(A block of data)
=-=-=
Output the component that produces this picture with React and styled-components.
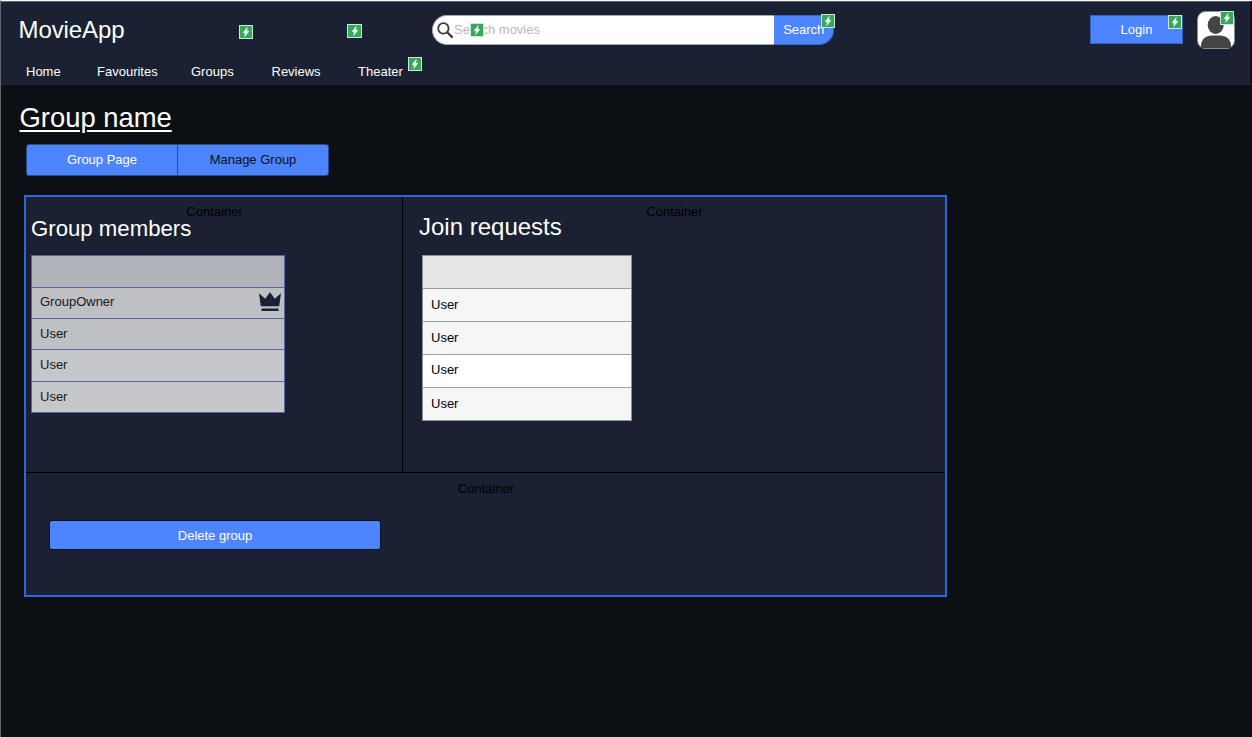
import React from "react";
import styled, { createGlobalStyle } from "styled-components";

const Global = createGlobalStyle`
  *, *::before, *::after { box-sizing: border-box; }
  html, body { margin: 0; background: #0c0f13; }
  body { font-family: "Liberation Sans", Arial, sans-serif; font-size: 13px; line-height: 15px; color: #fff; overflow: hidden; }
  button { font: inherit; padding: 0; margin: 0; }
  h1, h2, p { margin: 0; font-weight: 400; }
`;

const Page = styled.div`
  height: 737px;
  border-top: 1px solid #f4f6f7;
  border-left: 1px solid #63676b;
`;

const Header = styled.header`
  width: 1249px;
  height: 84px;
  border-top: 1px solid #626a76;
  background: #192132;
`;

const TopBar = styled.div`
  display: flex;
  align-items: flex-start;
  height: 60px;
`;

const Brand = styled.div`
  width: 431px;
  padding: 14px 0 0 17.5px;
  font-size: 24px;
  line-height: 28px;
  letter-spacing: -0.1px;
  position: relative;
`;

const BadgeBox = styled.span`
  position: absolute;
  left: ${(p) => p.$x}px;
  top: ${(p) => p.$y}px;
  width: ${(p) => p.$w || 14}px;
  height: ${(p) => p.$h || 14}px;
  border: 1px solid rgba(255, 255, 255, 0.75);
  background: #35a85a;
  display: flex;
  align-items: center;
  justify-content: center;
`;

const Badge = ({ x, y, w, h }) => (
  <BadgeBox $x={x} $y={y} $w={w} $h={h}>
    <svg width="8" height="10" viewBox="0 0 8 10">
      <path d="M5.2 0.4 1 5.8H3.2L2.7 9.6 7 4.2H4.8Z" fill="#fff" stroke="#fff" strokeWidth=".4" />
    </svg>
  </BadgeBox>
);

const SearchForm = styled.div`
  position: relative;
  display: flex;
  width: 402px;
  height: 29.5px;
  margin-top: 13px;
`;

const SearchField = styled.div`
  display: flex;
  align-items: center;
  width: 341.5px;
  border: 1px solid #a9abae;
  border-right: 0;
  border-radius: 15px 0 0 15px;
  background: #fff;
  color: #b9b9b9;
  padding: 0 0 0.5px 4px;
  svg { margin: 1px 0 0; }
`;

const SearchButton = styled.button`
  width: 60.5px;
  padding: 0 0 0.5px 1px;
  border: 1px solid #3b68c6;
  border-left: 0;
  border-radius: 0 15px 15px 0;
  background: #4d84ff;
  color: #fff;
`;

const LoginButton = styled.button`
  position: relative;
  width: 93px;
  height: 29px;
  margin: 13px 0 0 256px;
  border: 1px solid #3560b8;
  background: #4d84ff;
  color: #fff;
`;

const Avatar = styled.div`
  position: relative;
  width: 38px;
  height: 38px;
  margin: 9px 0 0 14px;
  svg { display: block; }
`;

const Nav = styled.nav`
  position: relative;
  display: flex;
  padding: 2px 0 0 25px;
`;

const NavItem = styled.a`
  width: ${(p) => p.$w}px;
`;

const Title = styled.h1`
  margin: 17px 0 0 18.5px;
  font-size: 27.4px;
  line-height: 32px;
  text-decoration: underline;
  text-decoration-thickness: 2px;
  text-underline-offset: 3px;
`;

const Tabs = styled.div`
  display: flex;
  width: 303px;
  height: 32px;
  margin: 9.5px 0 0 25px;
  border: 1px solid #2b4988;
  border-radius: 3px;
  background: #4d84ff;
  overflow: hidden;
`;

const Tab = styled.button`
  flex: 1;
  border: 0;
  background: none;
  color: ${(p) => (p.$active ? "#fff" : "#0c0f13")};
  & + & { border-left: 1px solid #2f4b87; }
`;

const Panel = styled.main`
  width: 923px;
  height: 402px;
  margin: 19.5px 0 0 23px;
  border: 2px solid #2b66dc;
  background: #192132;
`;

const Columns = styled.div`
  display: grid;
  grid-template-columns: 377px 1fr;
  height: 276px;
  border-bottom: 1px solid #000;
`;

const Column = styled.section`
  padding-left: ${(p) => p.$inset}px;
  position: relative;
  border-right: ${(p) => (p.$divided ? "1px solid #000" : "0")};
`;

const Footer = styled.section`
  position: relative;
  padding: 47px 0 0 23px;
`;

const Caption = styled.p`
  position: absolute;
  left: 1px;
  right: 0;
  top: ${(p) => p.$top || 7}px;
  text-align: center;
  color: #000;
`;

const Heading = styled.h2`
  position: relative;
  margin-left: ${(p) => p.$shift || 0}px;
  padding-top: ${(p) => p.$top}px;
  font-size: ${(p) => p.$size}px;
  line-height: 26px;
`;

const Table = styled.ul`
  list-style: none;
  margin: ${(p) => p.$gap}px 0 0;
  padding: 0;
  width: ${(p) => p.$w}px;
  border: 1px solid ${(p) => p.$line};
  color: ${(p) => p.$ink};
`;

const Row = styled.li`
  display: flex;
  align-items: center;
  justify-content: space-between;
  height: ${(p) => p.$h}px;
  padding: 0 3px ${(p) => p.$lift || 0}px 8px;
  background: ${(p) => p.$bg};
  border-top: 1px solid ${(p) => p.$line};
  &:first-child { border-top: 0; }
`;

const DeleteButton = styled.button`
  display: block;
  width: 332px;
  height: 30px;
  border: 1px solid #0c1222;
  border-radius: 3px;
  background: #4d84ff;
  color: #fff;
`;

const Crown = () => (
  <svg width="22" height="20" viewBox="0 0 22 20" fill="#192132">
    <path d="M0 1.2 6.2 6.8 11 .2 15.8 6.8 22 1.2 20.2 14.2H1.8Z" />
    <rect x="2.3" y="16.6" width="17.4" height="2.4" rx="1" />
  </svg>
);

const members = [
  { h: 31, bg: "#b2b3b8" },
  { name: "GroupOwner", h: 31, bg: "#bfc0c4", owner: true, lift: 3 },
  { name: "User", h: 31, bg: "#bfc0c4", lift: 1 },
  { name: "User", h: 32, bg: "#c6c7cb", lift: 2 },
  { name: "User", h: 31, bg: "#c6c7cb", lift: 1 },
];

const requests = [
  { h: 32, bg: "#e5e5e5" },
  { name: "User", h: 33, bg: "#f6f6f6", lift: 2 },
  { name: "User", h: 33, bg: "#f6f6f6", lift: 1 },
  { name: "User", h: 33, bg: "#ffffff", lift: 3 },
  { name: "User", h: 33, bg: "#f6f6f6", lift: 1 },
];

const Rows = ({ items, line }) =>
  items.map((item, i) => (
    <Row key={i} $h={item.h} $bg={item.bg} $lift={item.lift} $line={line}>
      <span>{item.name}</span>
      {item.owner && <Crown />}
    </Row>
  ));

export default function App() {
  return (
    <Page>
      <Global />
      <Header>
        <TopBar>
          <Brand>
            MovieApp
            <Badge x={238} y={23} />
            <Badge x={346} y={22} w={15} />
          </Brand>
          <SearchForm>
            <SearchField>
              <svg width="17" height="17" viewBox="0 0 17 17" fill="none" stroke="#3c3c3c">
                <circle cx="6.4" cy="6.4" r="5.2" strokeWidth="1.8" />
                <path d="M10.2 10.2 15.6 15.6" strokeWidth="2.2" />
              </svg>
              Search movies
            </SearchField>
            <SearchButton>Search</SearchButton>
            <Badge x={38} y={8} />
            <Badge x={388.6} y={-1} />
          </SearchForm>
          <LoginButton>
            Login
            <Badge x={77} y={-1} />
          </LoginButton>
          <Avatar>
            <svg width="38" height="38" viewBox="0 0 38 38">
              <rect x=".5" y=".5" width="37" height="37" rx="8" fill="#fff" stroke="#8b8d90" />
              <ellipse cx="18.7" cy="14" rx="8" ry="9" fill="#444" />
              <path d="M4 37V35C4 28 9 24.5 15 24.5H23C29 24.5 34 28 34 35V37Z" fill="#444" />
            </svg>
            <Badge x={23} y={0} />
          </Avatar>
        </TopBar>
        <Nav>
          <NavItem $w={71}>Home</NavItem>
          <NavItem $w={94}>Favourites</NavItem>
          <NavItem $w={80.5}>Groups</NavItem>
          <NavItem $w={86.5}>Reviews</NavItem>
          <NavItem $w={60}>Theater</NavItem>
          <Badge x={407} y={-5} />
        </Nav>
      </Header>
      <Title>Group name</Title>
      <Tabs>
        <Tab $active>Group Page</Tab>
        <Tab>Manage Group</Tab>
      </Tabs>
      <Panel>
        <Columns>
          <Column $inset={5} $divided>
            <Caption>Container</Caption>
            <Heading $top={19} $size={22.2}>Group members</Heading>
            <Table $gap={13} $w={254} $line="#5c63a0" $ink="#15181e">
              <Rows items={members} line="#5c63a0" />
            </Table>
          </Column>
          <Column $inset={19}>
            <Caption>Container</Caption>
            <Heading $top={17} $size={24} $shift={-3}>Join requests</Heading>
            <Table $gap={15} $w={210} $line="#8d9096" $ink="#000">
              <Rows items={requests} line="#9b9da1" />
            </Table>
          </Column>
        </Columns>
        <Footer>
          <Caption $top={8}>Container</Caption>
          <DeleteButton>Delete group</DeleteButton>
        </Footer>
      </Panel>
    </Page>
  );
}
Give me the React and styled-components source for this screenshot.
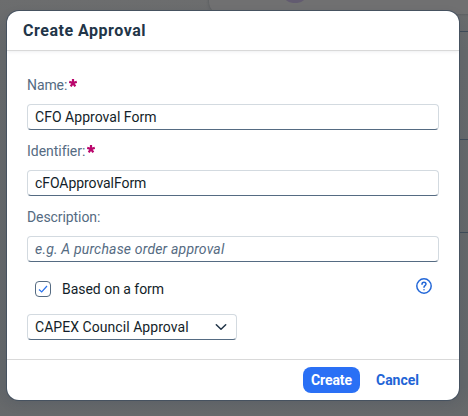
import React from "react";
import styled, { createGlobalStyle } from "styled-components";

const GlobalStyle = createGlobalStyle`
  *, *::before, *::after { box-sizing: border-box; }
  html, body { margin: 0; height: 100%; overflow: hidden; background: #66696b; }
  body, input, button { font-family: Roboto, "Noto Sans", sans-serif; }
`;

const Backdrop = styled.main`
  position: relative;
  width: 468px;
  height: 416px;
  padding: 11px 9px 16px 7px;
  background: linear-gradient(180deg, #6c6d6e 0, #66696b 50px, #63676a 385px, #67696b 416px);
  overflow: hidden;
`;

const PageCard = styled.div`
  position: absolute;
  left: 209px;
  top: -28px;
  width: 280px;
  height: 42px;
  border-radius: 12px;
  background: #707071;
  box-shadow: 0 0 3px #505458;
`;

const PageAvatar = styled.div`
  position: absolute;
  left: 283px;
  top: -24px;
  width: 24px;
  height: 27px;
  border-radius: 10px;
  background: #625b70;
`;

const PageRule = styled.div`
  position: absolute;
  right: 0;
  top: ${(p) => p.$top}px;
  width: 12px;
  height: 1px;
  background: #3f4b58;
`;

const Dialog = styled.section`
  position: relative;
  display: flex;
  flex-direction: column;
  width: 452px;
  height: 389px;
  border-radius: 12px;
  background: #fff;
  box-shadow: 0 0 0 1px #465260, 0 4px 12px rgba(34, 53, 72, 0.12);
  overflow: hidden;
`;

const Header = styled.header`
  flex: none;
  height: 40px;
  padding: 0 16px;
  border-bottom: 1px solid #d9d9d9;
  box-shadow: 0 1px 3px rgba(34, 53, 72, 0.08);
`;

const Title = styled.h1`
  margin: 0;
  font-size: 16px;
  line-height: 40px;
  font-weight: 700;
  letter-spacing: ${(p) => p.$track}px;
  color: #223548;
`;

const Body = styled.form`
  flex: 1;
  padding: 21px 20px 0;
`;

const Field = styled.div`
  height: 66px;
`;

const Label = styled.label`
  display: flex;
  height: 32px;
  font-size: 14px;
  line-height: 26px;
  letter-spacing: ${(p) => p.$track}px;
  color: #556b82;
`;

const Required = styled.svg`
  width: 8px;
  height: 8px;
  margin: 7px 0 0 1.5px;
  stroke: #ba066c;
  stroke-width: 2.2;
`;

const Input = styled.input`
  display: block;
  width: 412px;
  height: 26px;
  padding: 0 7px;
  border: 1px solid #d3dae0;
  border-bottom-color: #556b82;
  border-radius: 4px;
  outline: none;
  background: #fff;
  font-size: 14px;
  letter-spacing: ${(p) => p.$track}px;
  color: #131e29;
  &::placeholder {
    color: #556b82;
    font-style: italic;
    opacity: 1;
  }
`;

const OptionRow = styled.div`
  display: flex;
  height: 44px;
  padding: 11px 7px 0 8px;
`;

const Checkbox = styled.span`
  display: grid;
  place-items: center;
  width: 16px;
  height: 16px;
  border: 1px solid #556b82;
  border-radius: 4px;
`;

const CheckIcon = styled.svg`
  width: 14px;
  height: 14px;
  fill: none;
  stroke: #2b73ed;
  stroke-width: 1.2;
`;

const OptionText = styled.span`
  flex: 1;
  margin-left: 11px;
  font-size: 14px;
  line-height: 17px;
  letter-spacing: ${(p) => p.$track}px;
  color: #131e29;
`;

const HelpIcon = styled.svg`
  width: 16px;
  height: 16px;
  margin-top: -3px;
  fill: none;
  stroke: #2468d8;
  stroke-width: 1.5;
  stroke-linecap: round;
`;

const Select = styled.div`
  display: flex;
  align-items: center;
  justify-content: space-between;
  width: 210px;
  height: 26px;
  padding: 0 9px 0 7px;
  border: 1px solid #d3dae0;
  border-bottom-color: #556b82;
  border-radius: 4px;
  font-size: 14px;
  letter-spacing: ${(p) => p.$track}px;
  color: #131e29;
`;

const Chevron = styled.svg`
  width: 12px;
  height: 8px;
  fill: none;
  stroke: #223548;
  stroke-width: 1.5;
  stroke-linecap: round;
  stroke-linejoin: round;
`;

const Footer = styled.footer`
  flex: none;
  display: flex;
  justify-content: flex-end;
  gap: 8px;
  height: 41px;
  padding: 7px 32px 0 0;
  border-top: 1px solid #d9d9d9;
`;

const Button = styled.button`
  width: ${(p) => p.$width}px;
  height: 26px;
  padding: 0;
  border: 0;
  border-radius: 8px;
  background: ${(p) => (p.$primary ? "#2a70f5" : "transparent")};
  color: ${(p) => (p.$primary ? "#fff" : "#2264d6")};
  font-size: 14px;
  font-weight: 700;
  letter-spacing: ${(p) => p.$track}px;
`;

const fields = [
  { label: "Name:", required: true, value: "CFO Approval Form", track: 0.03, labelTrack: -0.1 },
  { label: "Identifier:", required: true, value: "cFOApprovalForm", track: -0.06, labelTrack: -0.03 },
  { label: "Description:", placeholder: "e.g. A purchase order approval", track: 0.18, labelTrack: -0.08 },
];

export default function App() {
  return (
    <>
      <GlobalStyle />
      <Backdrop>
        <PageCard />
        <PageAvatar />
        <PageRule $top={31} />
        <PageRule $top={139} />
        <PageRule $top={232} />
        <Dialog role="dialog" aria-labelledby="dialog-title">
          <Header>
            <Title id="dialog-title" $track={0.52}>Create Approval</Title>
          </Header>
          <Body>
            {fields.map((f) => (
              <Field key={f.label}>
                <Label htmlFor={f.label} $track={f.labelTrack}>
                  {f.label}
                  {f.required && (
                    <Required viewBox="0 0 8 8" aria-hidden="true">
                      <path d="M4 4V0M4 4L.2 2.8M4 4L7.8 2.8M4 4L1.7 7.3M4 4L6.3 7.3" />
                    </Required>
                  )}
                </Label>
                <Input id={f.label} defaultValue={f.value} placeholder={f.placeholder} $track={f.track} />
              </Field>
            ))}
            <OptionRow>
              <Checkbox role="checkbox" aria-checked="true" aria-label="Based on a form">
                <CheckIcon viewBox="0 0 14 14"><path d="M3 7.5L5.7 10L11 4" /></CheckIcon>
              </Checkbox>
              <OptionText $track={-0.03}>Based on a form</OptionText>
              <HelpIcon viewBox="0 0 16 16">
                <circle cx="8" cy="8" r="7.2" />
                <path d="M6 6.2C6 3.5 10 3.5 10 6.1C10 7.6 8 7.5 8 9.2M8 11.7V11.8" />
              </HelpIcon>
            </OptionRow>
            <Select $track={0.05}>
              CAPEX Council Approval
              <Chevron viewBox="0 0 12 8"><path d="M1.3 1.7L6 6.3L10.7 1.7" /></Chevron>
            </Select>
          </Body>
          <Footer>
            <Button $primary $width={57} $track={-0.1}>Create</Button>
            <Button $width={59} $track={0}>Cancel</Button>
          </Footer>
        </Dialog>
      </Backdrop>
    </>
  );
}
=-=-=
▶ REQUIREMENT
Find how many lines in the listing contain the word "components" and give that count alone.

▶ CORRECT RESPONSE
4